* What the task requires
Every line that holds the string "this" is to be identified and copied.

* Given records

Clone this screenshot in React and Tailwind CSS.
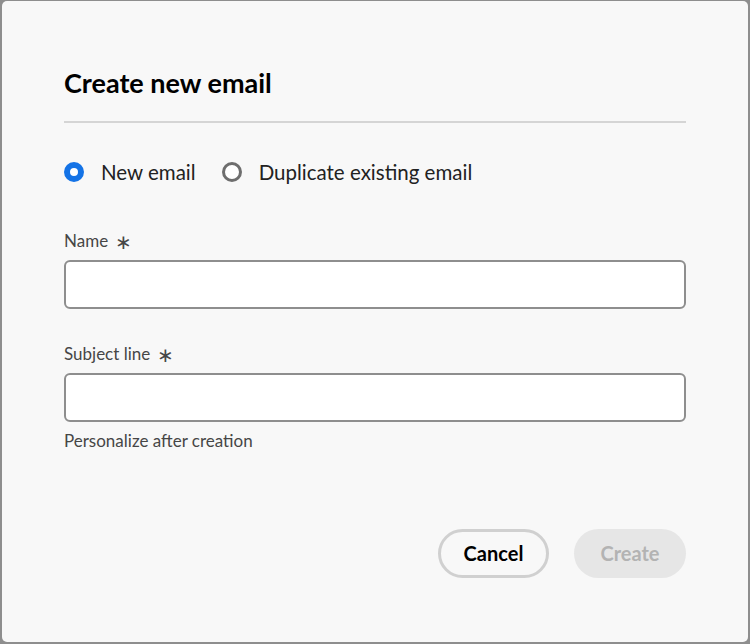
...
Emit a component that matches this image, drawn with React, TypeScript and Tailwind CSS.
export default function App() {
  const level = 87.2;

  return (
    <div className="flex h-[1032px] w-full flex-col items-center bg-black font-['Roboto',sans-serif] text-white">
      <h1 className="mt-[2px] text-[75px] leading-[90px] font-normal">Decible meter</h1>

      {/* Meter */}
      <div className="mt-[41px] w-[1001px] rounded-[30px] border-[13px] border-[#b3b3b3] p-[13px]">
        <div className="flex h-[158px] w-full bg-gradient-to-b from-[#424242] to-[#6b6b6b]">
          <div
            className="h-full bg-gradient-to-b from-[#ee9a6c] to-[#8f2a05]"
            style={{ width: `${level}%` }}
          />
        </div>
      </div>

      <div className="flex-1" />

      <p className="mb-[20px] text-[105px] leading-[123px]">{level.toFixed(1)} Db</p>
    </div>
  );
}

* Final answer
Clone this screenshot in React and Tailwind CSS.
Emit a component that matches this image, drawn with React, TypeScript and Tailwind CSS.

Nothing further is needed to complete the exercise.